Sebelum menuju Bandara Tambolaka, Sumba Barat Daya, Nusa Tenggara Timur, dari Bandara Juanda, Surabaya, pesawat kami transit di Bandara Ngurah Rai, Denpasar. Barulah kami terbang ke Tambolaka. Total lama perjalanan hanya sekitar hampir tiga jam.
Begitu tami turun di Tambulako, udara panas Sumba sudah terasa. Berikut suara debur ombak, dan gesekan daun-daun. Semua mengisyaratkan bahwa saya telah sampai di salah satu surga tersembunyi di Nusantara.
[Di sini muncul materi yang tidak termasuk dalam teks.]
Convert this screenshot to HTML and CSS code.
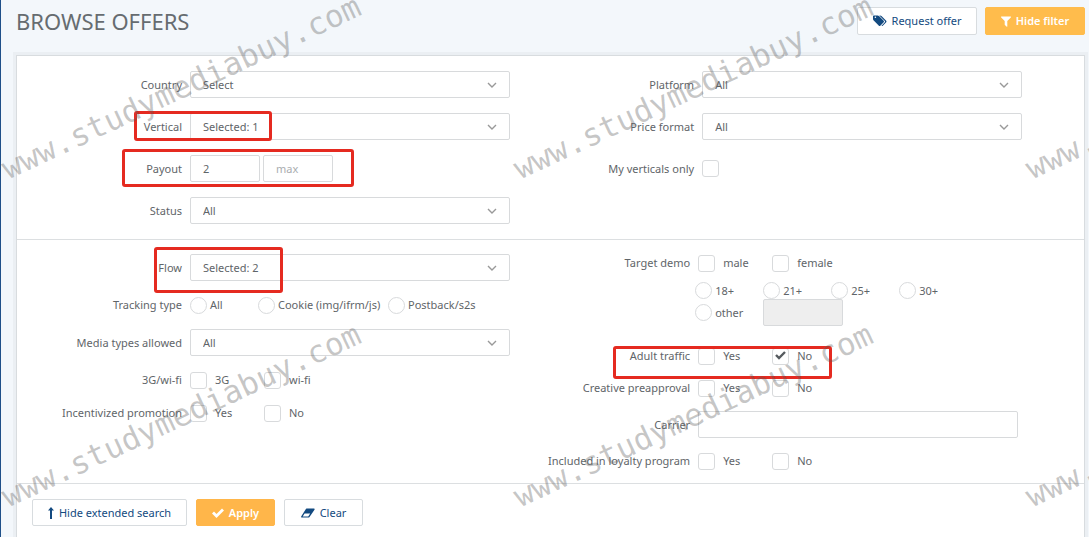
FILE: index.html
```html
<!DOCTYPE html>
<html lang="en">
<head>
    <meta charset="UTF-8">
    <meta name="viewport" content="width=device-width, initial-scale=1.0">
    <title>Browse Offers</title>
    <link rel="stylesheet" href="styles.css">
</head>
<body>

    <header class="page-header">
        <h1>BROWSE OFFERS</h1>
        <div class="header-buttons">
            <button type="button" class="btn btn-request">
                <svg class="icon" width="14" height="12" viewBox="0 0 14 12"><path fill="currentColor" d="M0 1.2Q0 .5.8.5H4.600Q5.400.5 6 1.100L10.700 5.800Q11.300 6.500 10.700 7.200L7.300 10.700Q6.600 11.300 5.900 10.700L1 5.800Q0 4.900 0 4ZM2.400 1.500A.8.800 0 1 0 2.400 3.100A.8.800 0 1 0 2.400 1.500ZM6.300.5H7.200Q7.900.5 8.500 1.100L13.200 5.800Q13.900 6.500 13.200 7.200L9.800 10.700Q9.200 11.300 8.400 10.900L11.800 7.300Q12.400 6.500 11.800 5.900Z"/></svg>
                Request offer
            </button>
            <button type="button" class="btn btn-primary btn-hide">
                <svg class="icon" width="10" height="11" viewBox="0 0 10 11"><path fill="currentColor" d="M.3.500H9.700Q10.200.9 9.800 1.400L6.300 5V10.400Q6 10.900 5.500 10.600L3.900 9.100Q3.700 8.900 3.700 8.600V5L.2 1.400Q-.2.900.3.500Z"/></svg>
                Hide filter
            </button>
        </div>
    </header>

    <form class="filter">

        <!-- Basic search -->
        <div class="filter-section">
            <div class="column">
                <div class="field">
                    <label class="field-label" for="country">Country</label>
                    <select id="country"><option>Select</option></select>
                </div>
                <div class="field">
                    <label class="field-label" for="vertical">Vertical</label>
                    <select id="vertical"><option>Selected: 1</option></select>
                    <span class="highlight highlight-vertical"></span>
                </div>
                <div class="field">
                    <label class="field-label" for="payoutMin">Payout</label>
                    <div class="range">
                        <input type="text" id="payoutMin" value="2">
                        <input type="text" id="payoutMax" placeholder="max" aria-label="Payout max">
                    </div>
                    <span class="highlight highlight-payout"></span>
                </div>
                <div class="field">
                    <label class="field-label" for="status">Status</label>
                    <select id="status"><option>All</option></select>
                </div>
            </div>
            <div class="column">
                <div class="field">
                    <label class="field-label" for="platform">Platform</label>
                    <select id="platform"><option>All</option></select>
                </div>
                <div class="field">
                    <label class="field-label" for="priceFormat">Price format</label>
                    <select id="priceFormat"><option>All</option></select>
                </div>
                <div class="field field-tall">
                    <label class="field-label" for="myVerticals">My verticals only</label>
                    <input type="checkbox" id="myVerticals">
                </div>
            </div>
        </div>

        <!-- Extended search -->
        <div class="filter-section extended">
            <div class="column">
                <div class="field">
                    <label class="field-label" for="flow">Flow</label>
                    <select id="flow"><option>Selected: 2</option></select>
                    <span class="highlight highlight-flow"></span>
                </div>
                <div class="field">
                    <span class="field-label">Tracking type</span>
                    <div class="radios tracking">
                        <label><input type="radio" name="tracking">All</label>
                        <label><input type="radio" name="tracking">Cookie (img/ifrm/js)</label>
                        <label><input type="radio" name="tracking">Postback/s2s</label>
                    </div>
                </div>
                <div class="field">
                    <label class="field-label" for="media">Media types allowed</label>
                    <select id="media"><option>All</option></select>
                </div>
                <div class="field">
                    <span class="field-label">3G/wi-fi</span>
                    <div class="checks">
                        <label><input type="checkbox">3G</label>
                        <label><input type="checkbox">wi-fi</label>
                    </div>
                </div>
                <div class="field">
                    <span class="field-label">Incentivized promotion</span>
                    <div class="checks">
                        <label><input type="checkbox">Yes</label>
                        <label><input type="checkbox">No</label>
                    </div>
                </div>
            </div>
            <div class="column column-right">
                <div class="field field-demo">
                    <span class="field-label">Target demo</span>
                    <div class="demo">
                        <div class="checks">
                            <label><input type="checkbox">male</label>
                            <label><input type="checkbox">female</label>
                        </div>
                        <div class="radios ages">
                            <label><input type="radio" name="age">18+</label>
                            <label><input type="radio" name="age">21+</label>
                            <label><input type="radio" name="age">25+</label>
                            <label><input type="radio" name="age">30+</label>
                            <label><input type="radio" name="age">other</label>
                            <input type="text" class="age-other" aria-label="Other age" disabled>
                        </div>
                    </div>
                </div>
                <div class="field">
                    <span class="field-label">Adult traffic</span>
                    <div class="checks">
                        <label><input type="checkbox">Yes</label>
                        <label><input type="checkbox" checked>No</label>
                    </div>
                    <span class="highlight highlight-adult"></span>
                </div>
                <div class="field">
                    <span class="field-label">Creative preapproval</span>
                    <div class="checks">
                        <label><input type="checkbox">Yes</label>
                        <label><input type="checkbox">No</label>
                    </div>
                </div>
                <div class="field">
                    <label class="field-label" for="carrier">Carrier</label>
                    <input type="text" id="carrier">
                </div>
                <div class="field">
                    <span class="field-label">Included in loyalty program</span>
                    <div class="checks">
                        <label><input type="checkbox">Yes</label>
                        <label><input type="checkbox">No</label>
                    </div>
                </div>
            </div>
        </div>

        <div class="filter-actions">
            <button type="button" class="btn btn-extended">
                <svg class="icon" width="6" height="12" viewBox="0 0 6 12"><path fill="currentColor" d="M3 0L6 3.500H4V12H2V3.500H0Z"/></svg>
                Hide extended search
            </button>
            <button type="submit" class="btn btn-primary btn-apply">
                <svg class="icon" width="12" height="10" viewBox="0 0 12 10"><path fill="none" stroke="currentColor" stroke-width="2.800" d="M1 4.500L4.500 8L11 1.500"/></svg>
                Apply
            </button>
            <button type="reset" class="btn btn-clear">
                <svg class="icon" width="14" height="10" viewBox="0 0 14 10"><path fill="currentColor" fill-rule="evenodd" d="M5.500.5H13Q14 .7 13.500 1.700L8.500 9Q8 9.500 7.500 9.500H.8Q-.2 9.300.3 8.300L4.900 1Q5.100.5 5.500.5ZM1.700 8.400H7.200L9.200 5.600H3.600Z"/></svg>
                Clear
            </button>
        </div>
    </form>

    <div class="watermarks" aria-hidden="true">
        <span>www.studymediabuy.com</span>
        <span>www.studymediabuy.com</span>
        <span>www.studymediabuy.com</span>
        <span>www.studymediabuy.com</span>
        <span>www.studymediabuy.com</span>
        <span>www.studymediabuy.com</span>
    </div>

</body>
</html>
```
FILE: styles.css
```css
* {
    box-sizing: border-box;
}

body {
    position: relative;
    display: flex;
    flex-direction: column;
    min-height: 100vh;
    margin: 0;
    padding: 0 4px 0 15px;
    border-left: 1px solid #1f5089;
    background-color: #f3f7fb;
    color: #5f6569;
    font-family: "Noto Sans", "Open Sans", sans-serif;
    font-size: 11px;
    line-height: 18px;
}

button,
input,
select {
    margin: 0;
    color: inherit;
    font: inherit;
}

/* Header */
.page-header {
    display: flex;
    justify-content: space-between;
    align-items: center;
    padding: 7px 0 20px;
}

h1 {
    margin: 0;
    color: #666c70;
    font-size: 22px;
    font-weight: normal;
    line-height: 28px;
}

.header-buttons {
    display: flex;
    gap: 8px;
}

/* Buttons */
.btn {
    display: flex;
    align-items: center;
    justify-content: center;
    gap: 5px;
    height: 27px;
    padding: 0 16px;
    border: 1px solid #d8dcdf;
    border-radius: 2px;
    background-color: #fff;
    color: #134a80;
    white-space: nowrap;
}

.btn-primary {
    border-color: #ffb64a;
    background-color: #ffb64a;
    color: #fff;
    font-weight: 600;
}

.header-buttons .btn {
    height: 28px;
}

.btn-request {
    width: 120px;
}

.btn-hide {
    width: 100px;
    border-color: #ffbc4c;
    background-color: #ffbc4c;
}

.btn-extended {
    width: 155px;
}

.btn-apply,
.btn-clear {
    width: 79px;
}

.icon {
    flex: none;
}

/* Filter panel */
.filter {
    flex: 1;
    border: 1px solid #d8dcdf;
    border-bottom: 0;
    background-color: #fff;
    box-shadow: 0 0 0 3px #ebeff3;
}

.filter-section {
    display: grid;
    grid-template-columns: 48% 52%;
    padding: 15px 0;
    border-bottom: 1px solid #dcdfe1;
}

.extended {
    padding: 14px 0 13px;
}

.column {
    display: flex;
    flex-direction: column;
    gap: 15px;
}

.column-right {
    gap: 14px;
}

.field {
    position: relative;
    display: flex;
    align-items: center;
    gap: 8px;
}

.field-tall {
    height: 27px;
}

.field-label {
    flex: none;
    width: 165px;
    text-align: right;
    white-space: nowrap;
}

.column-right .field-label {
    width: 161px;
}

select,
input[type="text"] {
    width: 320px;
    height: 27px;
    padding: 0 12px;
    border: 1px solid #d8dadc;
    border-radius: 2px;
    background-color: #fff;
    appearance: none;
}

select {
    background-image: url("data:image/svg+xml,%3Csvg xmlns='http://www.w3.org/2000/svg' width='10' height='6'%3E%3Cpath d='M1 1l4 4 4-4' fill='none' stroke='%23999' stroke-width='1.4'/%3E%3C/svg%3E");
    background-repeat: no-repeat;
    background-position: right 12px center;
}

input::placeholder {
    color: #aaadb0;
}

.range {
    display: flex;
    gap: 3px;
}

.range input[type="text"] {
    width: 70px;
}

/* Checkboxes and radios */
input[type="checkbox"],
input[type="radio"] {
    flex: none;
    width: 17px;
    height: 17px;
    border: 1px solid #d8dadc;
    border-radius: 3px;
    background-color: #fff;
    appearance: none;
}

input[type="radio"] {
    border-radius: 50%;
}

input[type="checkbox"]:checked {
    background-image: url("data:image/svg+xml,%3Csvg xmlns='http://www.w3.org/2000/svg' width='11' height='9'%3E%3Cpath d='M1 4l3 3 6-6' fill='none' stroke='%23565b5f' stroke-width='2.4'/%3E%3C/svg%3E");
    background-repeat: no-repeat;
    background-position: center 2px;
}

.checks,
.radios {
    display: flex;
}

.checks label,
.radios label {
    display: flex;
    align-items: center;
    height: 18px;
    white-space: nowrap;
}

.checks label {
    gap: 8px;
    width: 74px;
}

.radios label {
    gap: 3px;
}

.tracking label:nth-child(1) {
    width: 68px;
}

.tracking label:nth-child(2) {
    width: 130px;
}

.field-demo {
    align-items: flex-start;
    padding-bottom: 7px;
}

.demo {
    display: flex;
    flex-direction: column;
    gap: 10px;
}

.ages {
    display: grid;
    grid-template-columns: repeat(4, 68px);
    grid-template-rows: 17px 27px;
    margin-left: -3px;
}

.ages label {
    align-self: center;
}

.ages .age-other {
    width: 80px;
    background-color: #eee;
}

/* Footer buttons */
.filter-actions {
    display: flex;
    gap: 9px;
    padding: 15px 15px 11px;
}

/* Red frames over the important fields */
.highlight {
    position: absolute;
    border: 3px solid #e52a20;
    border-radius: 3px;
    pointer-events: none;
}

.highlight-vertical {
    top: -2px;
    left: 117px;
    width: 138px;
    height: 30px;
}

.highlight-payout {
    top: -6px;
    left: 105px;
    width: 232px;
    height: 38px;
}

.highlight-flow {
    top: -7px;
    left: 137px;
    width: 129px;
    height: 46px;
}

.highlight-adult {
    top: -1px;
    left: 84px;
    width: 219px;
    height: 33px;
}

/* Watermark pattern */
.watermarks {
    position: absolute;
    inset: 0;
    display: grid;
    grid-template-columns: repeat(3, 512px);
    grid-template-rows: repeat(2, 328px);
    justify-items: start;
    align-items: start;
    overflow: hidden;
    pointer-events: none;
}

.watermarks span {
    margin: 70px 0 0 -16px;
    color: rgba(90, 90, 90, 0.35);
    font-family: "DejaVu Sans Mono", monospace;
    font-size: 31px;
    line-height: 34px;
    transform: rotate(-25deg);
}
```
Sebelum menuju destinasi pertama, Desa Ratenggaro, kami beristirahat sejenak di Hotel Ela, Tambulako. Meletakkan barang-barang, makan-minum, lantas tancap gas dengan mobil yang disediakan Sophie Holiday.
Buat yang mengurus perjalanan sendiri, tenang. Di Sumba banyak persewaan mobil lho. Tarifnya per hari Rp1,5 juta untuk jenis mobil Toyota Innova.
Ah saya bener-bener terbantu bersama Sophie Holiday. Terbayang repotnya menentukan hotel, transportasi, dan lain-lain. Apalagi jarak antar lokasi wisata satu dengan yang lain berjauhan. Paling tidak ditempuh selama 1 hingga 3 jam perjalanan.
Rumah-rumah di Desa Adat Ratenggaro. Di sini banyak tinggal penenun yang kebanyakan adalah para perempuan desa tersebut.
Sampailah saya di Desa Adat Ratenggaro. Jika ingin melihat keaslian rumah-rumah tradisional masyarakat Sumba, pergi saja ke desa itu. Atapnya semacam limasan Jawa namun bagian tengah menjulang tinggi. Di bagian bawah terdapat alas kayu. Cukup besar dan luas. Interior penghiasnya adalah berbagai patung karya warga setempat. Serta tentu kain-kain tenun Sumba yang elok.
Seorang ibu warga sekitar meminjamkan saya kain tenun untuk dipakai berfoto. Ditawari ya saya terima dong. Tapi setelah saya kembalikan, dia meminta bayaran Rp50 ribu. Saya dan Pudji tertawa dengan ’jebakan’ itu.
Enggak apa-apalah. Hitung-hitung beramal hahaha. Apalagi sepertinya warga setempat sangat bergantung dengan pariwisata. Termasuk penjualan kain-kain tenun Sumba.
Tapi kesadaran masyarakat Desa Ratenggaro terhadap pariwisata cukup bagus. Yang berjualan tidak memaksa pengunjung membeli. Tak ada peminta-minta. Lain dengan beberapa tempat wisata lain di sekitarnya.
Makam ketua adat di Desa Adat Ratenggaro yang dibangun sangat tinggi. Tanda bahwa dia adalah orang kehormatan.
Oh ya saya menjumpai semacam monumen berukuran besar. Seperti huruf T jika diamati dari jauh. Menurut warga setempat, benda itu semacam nisan sebagai penanda makam ketua adat Suku Ratenggaro.
Untuk seorang ketua adat jika meninggal dunia, memang akan dibuatkan nisan sebesar itu. Namun jika warga biasa meninggal, nisannya paling tinggi seukuran manusia saja. Tak sampai 2 meter.
Bila bukan orang kehormatan, tanda makamnya tak terlalu tinggi.